There is much I appreciate about my evangelical heritage. I appreciate our passion for experiencing and following Christ and for sharing the story of our experiences with others. I appreciate our hope for transformation. I appreciate the fact that Evangelicalism is a transdenominational movement that can be understood, in part, as a form of missional-ecumenism; differing traditions linked together in the reconciling missio Dei.
I also have growing concerns about being evangelical. I’m concerned by the ways in which we tend to use power – especially economic and political – with seemly little theological reflection. I’m concerned with some of the ways we use and at times misuse Scripture as a weapon of exclusion, rather than as life-inviting Divine self-revelation. I’m concerned that our emphasis on “saving individual souls” is all too often front-and-center, especially from some of the most conservative and most outspoken evangelicals, while our Christ-centered hope for societal transformation, systems reform and creation care have appeared to be an afterthought. I’m very concerned that public opinion increasingly characterizes evangelicals as self-righteous, mean and negative, and that often such public opinion is justified. And I’m concerned that evangelicals have often acted as though everyone who names the name of Christ must ascribe to Evangelicalism.
The invitation to respond to this question was posed after my recent participation in the Younger Leaders Gathering sponsored by the Lausanne Committee for World Evangelization; I found myself drawn to the people while growing nervous about the organization. On the one hand, the gathering was a stunning example of the best of evangelicalism, with representation from 112 nations all united around the idea of the mission of God. On the other hand, the gathering appeared to be led disproportionately by Caucasian, male, Protestant Westerners, holding what appeared – at times – to be an “us versus them” vision of mission.

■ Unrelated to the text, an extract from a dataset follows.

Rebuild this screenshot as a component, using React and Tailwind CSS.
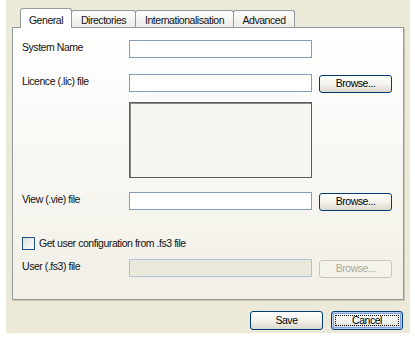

So here I am . . . ambivalently evangelical. I cannot deny that I am an evangelical and I cannot deny that I cringe every time someone calls me one. So what’s a person to do? What am I to do?
I find myself going back to Scripture and to the faith-community with whom I share my life, together prayerfully exploring the hope of the Gospel as revealed in Jesus. Increasingly, it is my hope to embody this living gospel; to enter into relationship with the hope of mutual transformation through encounters mediated by the Holy Spirit. I can’t help but notice how Jesus proclaimed that God’s reign is now. How Jesus taught his followers to pray, “God’s will be done on earth as it is in Heaven.” I can’t help but see that Jesus didn’t use conversion to describe his mission, rather he described his mission as giving life . . . flourishing, abundant life. I can’t help but notice how the Apostle Paul described the ministry of the church not as evangelism but as reconciliation. I can’t help but wonder whether we as evangelicals would do well to read the Great Commission through the prophet Micah, “O People, the Lord has already told you what is good, and this is what he requires: to do what is right, to love mercy, and to walk humbly with your God.”[2]
It never feels good to be given a label. And “evangelical” is a label. Yet I hope for the day when all people are recognized and celebrated first and foremost for their life in community uniquely reflecting the very Triune life of God. So I guess I would prefer to be seen as a person with a passion for living as a friend of God within a community of faith, seeking to so enter our world where life flourishes, where we seek justice, love mercy, and walk humbly with our God. I want to be a redeemed human proclaiming through every part of my being-in-community the wondrously glorious reality that God is for us, and “us” in the broadest sense imaginable. I want to taste, see, and know the good news of God’s dream for all of creation as revealed in Jesus and empowered by the Holy Spirit; if that is evangelical then so be it.
[1] John Stott, Christianity Today, October 2006, 97.
[2] Micah 6:8, New Living Translation.